Contributions from both the foreign direct investment (FDI) sector and the State-owned enterprise (SOE) sector were lower than expected, at VND84.2 trillion ($3.7 billion) and VND95 trillion ($4.18 billion), respectively.

State spending, meanwhile, was estimated at VND646.4 trillion ($28.44 billion) in the period, equal to 46.5 per cent of the annual plan, with regular expenditure and spending on interest payments at VND474 trillion ($20.85 billion) and VND60.1 trillion ($2.64 billion), respectively.

Spending on investment and development was VND110.4 trillion ($4.85 billion), or 30.9 per cent of the annual plan, while spending on debt repayments was coincidentally the same, at VND110.4 trillion ($4.85 billion), or 53.8 per cent of the annual plan. The government has put aside approximately VND170.5 trillion ($7.5 billion) on repaying debts and interest payments to date.

The State budget deficit as at July 15 was therefore VND61.8 trillion ($2.72 billion); the lowest in many years and significantly lower than the VND78.5 trillion ($3.45 billion) recorded in the same period last year.
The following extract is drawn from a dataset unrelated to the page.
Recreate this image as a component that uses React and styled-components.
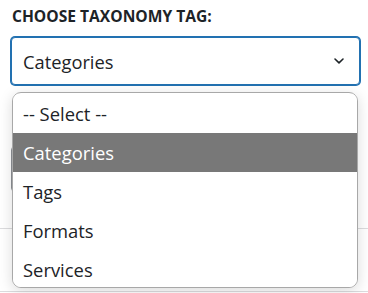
import React from "react";
import styled, { createGlobalStyle } from "styled-components";

const Global = createGlobalStyle`
  html, body { margin: 0; padding: 0; background: #fff; }
  body { font-family: "Open Sans", "Noto Sans", sans-serif; color: #1d2327; }
  * { box-sizing: border-box; }
`;

const Page = styled.div`
  position: relative;
  width: 368px;
  height: 293px;
  overflow: hidden;
  padding: 5px 0 0 11px;
`;

const Label = styled.div`
  font-size: 15.6px;
  font-weight: 700;
  line-height: 22px;
  padding-left: 1px;
  color: #1d2327;
`;

const Select = styled.div`
  margin-top: 10px;
  width: 349px;
  height: 48px;
  border: 1px solid ${(p) => (p.$focused ? "#2271b1" : "#8c8f94")};
  box-shadow: ${(p) => (p.$focused ? "0 0 0 1px #2271b1" : "none")};
  border-radius: 4px;
  display: flex;
  align-items: center;
  justify-content: space-between;
  padding: 0 14px 0 11px;
  font-size: 18.3px;
  color: #1d2327;
  background: #fff;
`;

const Behind = styled.div`
  display: flex;
  flex-direction: column;
`;

const Marker = styled.div`
  width: 2px;
  height: ${(p) => p.$h}px;
  margin-top: ${(p) => p.$mt}px;
  margin-left: 1px;
  background: #c98a3a;
`;

const GhostBox = styled.div`
  margin-top: 20px;
  width: 347px;
  height: 46px;
  border: 1px solid #8c8f94;
  border-radius: 4px;
`;

const Rule = styled.div`
  margin-left: -11px;
  width: 368px;
  height: 1px;
  margin-top: ${(p) => p.$mt}px;
  background: #dcdcde;
`;

const Popup = styled.div`
  position: absolute;
  left: 12px;
  top: 92px;
  width: 346px;
  height: 196px;
  border: 1px solid #a8a8a8;
  border-radius: 9px;
  background: #fff;
  box-shadow: 0 3px 14px rgba(0, 0, 0, 0.15);
  overflow: hidden;
  padding-top: 1px;
`;

const Option = styled.div`
  height: 39px;
  display: flex;
  align-items: center;
  padding-left: 10px;
  font-size: 18.4px;
  color: ${(p) => (p.$active ? "#fff" : "#1d2327")};
  background: ${(p) => (p.$active ? "#787878" : "#fff")};
`;

const Chevron = () => (
  <svg width="12" height="8" viewBox="0 0 12 8" fill="none">
    <path d="M2 2 L6 5.8 L10 2" stroke="#1d2327" strokeWidth="1.6" strokeLinecap="round" strokeLinejoin="round" />
  </svg>
);

const options = ["-- Select --", "Categories", "Tags", "Formats", "Services"];

export default function App() {
  return (
    <Page>
      <Global />
      <Label>CHOOSE TAXONOMY TAG:</Label>
      <Select $focused>
        <span>Categories</span>
        <Chevron />
      </Select>
      <Behind>
        <Marker $mt={33} $h={8} />
        <GhostBox />
        <Rule $mt={36} />
        <Marker $mt={27} $h={10} />
        <Rule $mt={25} />
      </Behind>
      <Popup>
        {options.map((o) => (
          <Option key={o} $active={o === "Categories"}>
            {o}
          </Option>
        ))}
      </Popup>
    </Page>
  );
}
But while this can be viewed as a positive, the rather low spending on investment and development is considered worrisome for overall growth momentum during the years to come, according to local economic experts.
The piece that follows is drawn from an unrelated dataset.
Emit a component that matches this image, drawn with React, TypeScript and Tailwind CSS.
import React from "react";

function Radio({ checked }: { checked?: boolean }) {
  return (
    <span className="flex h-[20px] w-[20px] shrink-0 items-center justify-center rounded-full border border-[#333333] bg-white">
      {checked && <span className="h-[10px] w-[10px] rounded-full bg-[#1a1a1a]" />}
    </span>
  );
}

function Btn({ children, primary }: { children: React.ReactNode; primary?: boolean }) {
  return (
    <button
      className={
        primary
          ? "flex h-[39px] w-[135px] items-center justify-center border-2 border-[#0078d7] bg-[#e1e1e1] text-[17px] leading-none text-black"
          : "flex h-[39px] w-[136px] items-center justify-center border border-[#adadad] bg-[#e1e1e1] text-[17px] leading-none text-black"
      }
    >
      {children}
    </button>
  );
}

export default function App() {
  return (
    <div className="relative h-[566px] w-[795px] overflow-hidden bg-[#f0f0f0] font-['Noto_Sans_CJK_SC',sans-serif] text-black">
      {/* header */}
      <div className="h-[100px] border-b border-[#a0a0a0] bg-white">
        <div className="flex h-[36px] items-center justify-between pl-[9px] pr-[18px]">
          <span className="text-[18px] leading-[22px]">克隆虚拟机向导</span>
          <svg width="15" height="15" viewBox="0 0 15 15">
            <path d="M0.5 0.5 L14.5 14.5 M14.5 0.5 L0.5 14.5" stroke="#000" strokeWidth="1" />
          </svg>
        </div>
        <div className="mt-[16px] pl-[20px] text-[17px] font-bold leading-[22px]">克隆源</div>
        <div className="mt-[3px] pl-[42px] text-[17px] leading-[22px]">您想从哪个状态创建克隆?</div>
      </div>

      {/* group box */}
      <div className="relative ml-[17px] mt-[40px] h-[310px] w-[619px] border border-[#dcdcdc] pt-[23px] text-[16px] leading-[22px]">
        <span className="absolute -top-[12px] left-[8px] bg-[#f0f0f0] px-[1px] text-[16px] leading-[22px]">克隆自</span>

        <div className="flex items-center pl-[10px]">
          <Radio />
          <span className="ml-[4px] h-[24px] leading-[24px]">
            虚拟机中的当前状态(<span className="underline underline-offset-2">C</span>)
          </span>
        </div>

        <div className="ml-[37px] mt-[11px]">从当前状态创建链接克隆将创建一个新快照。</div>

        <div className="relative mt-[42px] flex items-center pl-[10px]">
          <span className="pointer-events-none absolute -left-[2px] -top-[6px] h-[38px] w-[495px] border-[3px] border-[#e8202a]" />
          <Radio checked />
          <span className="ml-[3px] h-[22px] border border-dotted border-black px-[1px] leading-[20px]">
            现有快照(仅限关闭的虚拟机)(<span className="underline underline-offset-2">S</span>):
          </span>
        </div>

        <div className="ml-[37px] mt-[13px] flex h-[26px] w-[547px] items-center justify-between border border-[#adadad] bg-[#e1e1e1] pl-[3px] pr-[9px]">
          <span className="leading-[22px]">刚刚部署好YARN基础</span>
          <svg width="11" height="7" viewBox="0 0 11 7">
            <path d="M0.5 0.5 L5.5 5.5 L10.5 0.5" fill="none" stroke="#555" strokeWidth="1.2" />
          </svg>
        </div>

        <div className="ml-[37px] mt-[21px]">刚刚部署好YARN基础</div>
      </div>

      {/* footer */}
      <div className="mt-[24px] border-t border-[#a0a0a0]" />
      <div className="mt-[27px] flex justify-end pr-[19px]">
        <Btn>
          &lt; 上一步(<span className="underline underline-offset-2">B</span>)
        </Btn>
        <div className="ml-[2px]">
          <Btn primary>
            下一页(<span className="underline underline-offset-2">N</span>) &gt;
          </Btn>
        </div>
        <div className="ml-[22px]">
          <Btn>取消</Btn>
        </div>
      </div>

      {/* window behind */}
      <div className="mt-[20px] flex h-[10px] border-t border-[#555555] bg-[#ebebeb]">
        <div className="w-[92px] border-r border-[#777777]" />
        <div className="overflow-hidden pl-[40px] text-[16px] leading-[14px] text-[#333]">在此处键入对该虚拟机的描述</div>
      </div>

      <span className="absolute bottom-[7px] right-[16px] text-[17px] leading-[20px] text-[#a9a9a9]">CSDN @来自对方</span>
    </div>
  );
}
Earlier, Prime Minister Nguyen Xuan Phuc approved the medium-term debt management program for 2016-2018, with public debt, comprising central government debt, government-backed loans, and local government debt, to be kept at less than 65 per cent of GDP during the two-year period.

It set a ceiling on outstanding central government debt of 54 per cent of GDP and 50 per cent for foreign debt. Domestic and foreign loans taken to cover State budget overspending, which made up 5.4 per cent of GDP in 2016, are expected to decline. 

This includes about VND247.2 trillion ($10.88 billion) in 2016, VND172.3 trillion ($7.59 billion) in 2017, and VND186.9 trillion ($8.22 billion) in 2018. Central budget overspending is targeted at 3.38 per cent of GDP in 2017 and 3.3 per cent in 2018.

Under the newly-approved plan, the central government will not provide guarantees for new domestic and external loans. The list of programs and projects set to receive government guarantees will be reviewed to calculate exact levels.

Meanwhile, the cap on local budget overspending is set at some VND6 trillion ($264 million) in 2017 and VND11.1 trillion ($488.51 million) in 2018, in accordance with the 2015 Law on the State Budget.

For 2017, the budget deficit ceiling has been set at 3.5 per cent of GDP, equal to VND178.3 billion ($8 billion). Total budget collections are to be VND1,212 trillion ($54.2 billion) and total budget expenditure VND1,390 trillion ($62.2 billion). The deficit target is quite low, as in recent years the 5 per cent GDP ceiling has been retained but the actual results in 2014 and 2015 were 6.33 per cent and 6.11 per cent, respectively.

Total State budget loans, including loans to cover the budget deficit and loan repayments, are to be VND340 trillion ($15.2 billion) this year.